■ WORK INSTRUCTIONS ■
Take the lines from the top down to and including the one with "const [choice, setChoice]" and repeat them exactly. Omit images.

■ DATASET EXTRACT ■
━━━
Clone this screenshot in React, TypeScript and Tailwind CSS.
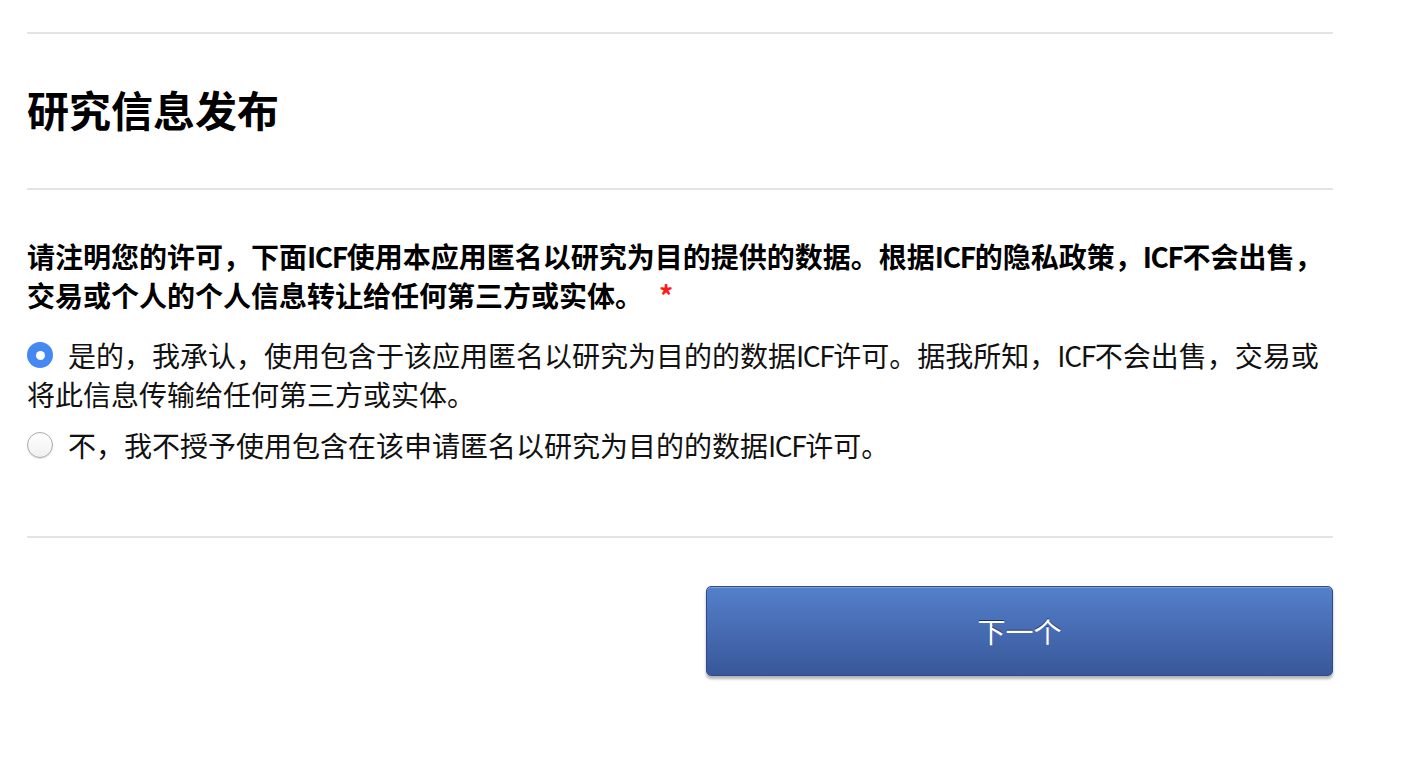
import React, { useState } from 'react';

const FONT = '"Noto Sans CJK SC", "Noto Sans", sans-serif';

// Latin acronym inside CJK text, tightened a little so the lines wrap like the reference
const Icf: React.FC = () => <span className="tracking-[-0.05em]">ICF</span>;

const Radio: React.FC<{ checked: boolean; onClick: () => void }> = ({ checked, onClick }) => (
  <button
    type="button"
    onClick={onClick}
    className={
      checked
        ? 'mt-[6px] flex h-[26px] w-[26px] shrink-0 items-center justify-center rounded-full bg-[#4688f1]'
        : 'mt-[6px] flex h-[26px] w-[26px] shrink-0 items-center justify-center rounded-full border border-[#a9a9a9] bg-gradient-to-b from-white to-[#f0f0f0] shadow-[0_1px_1px_rgba(0,0,0,0.12)]'
    }
  >
    {checked && <span className="h-[9px] w-[9px] rounded-full bg-white" />}
  </button>
);

export default function App() {
  const [choice, setChoice] = useState<'yes' | 'no'>('yes');

  return (
    <div className="min-h-screen bg-white" style={{ fontFamily: FONT }}>
      <div className="ml-[27px] w-[1306px] pt-[32px]">
        <div className="h-[2px] bg-[#e3e3e3]" />

        <h1 className="mt-[54px] text-[42px] font-bold leading-[42px] text-black">研究信息发布</h1>

        <div className="mt-[58px] h-[2px] bg-[#e3e3e3]" />

        <p className="mt-[47px] text-[28px] font-bold leading-[39px] text-black">
          请注明您的许可，下面<Icf />使用本应用匿名以研究为目的提供的数据。根据<Icf />的隐私政策，<Icf />不会出售，交易或个人的个人信息转让给任何第三方或实体。
          <span className="ml-[16px] text-[#ff1a1a]">*</span>
        </p>

        <div className="mt-[21px] flex flex-col gap-[12px]">
          <label className="block text-[28px] leading-[39px] text-[#111]">
            <span className="float-left mr-[15px]">
              <Radio checked={choice === 'yes'} onClick={() => setChoice('yes')} />
            </span>
            是的，我承认，使用包含于该应用匿名以研究为目的的数据<Icf />许可。据我所知，<Icf />不会出售，交易或将此信息传输给任何第三方或实体。
          </label>
          <label className="block text-[28px] leading-[39px] text-[#111]">
            <span className="float-left mr-[15px]">
              <Radio checked={choice === 'no'} onClick={() => setChoice('no')} />
            </span>
            不，我不授予使用包含在该申请匿名以研究为目的的数据<Icf />许可。
          </label>
        </div>

        <div className="mt-[71px] h-[2px] bg-[#e3e3e3]" />

        <div className="mt-[48px] flex justify-end">
          <button
            type="button"
            className="h-[90px] w-[627px] rounded-[5px] border border-[#2f4a86] bg-gradient-to-b from-[#5480cb] to-[#39579a] text-[28px] text-white shadow-[inset_0_1px_0_rgba(255,255,255,0.25),0_3px_3px_rgba(0,0,0,0.3)] [text-shadow:0_-1px_0_rgba(0,0,40,0.6)]"
          >
            下一个
          </button>
        </div>
      </div>
    </div>
  );
}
━━━
■ RESPONSE TO THIS EXERCISE ■
Clone this screenshot in React, TypeScript and Tailwind CSS.
import React, { useState } from 'react';

const FONT = '"Noto Sans CJK SC", "Noto Sans", sans-serif';

// Latin acronym inside CJK text, tightened a little so the lines wrap like the reference
const Icf: React.FC = () => <span className="tracking-[-0.05em]">ICF</span>;

const Radio: React.FC<{ checked: boolean; onClick: () => void }> = ({ checked, onClick }) => (
  <button
    type="button"
    onClick={onClick}
    className={
      checked
        ? 'mt-[6px] flex h-[26px] w-[26px] shrink-0 items-center justify-center rounded-full bg-[#4688f1]'
        : 'mt-[6px] flex h-[26px] w-[26px] shrink-0 items-center justify-center rounded-full border border-[#a9a9a9] bg-gradient-to-b from-white to-[#f0f0f0] shadow-[0_1px_1px_rgba(0,0,0,0.12)]'
    }
  >
    {checked && <span className="h-[9px] w-[9px] rounded-full bg-white" />}
  </button>
);

export default function App() {
  const [choice, setChoice] = useState<'yes' | 'no'>('yes');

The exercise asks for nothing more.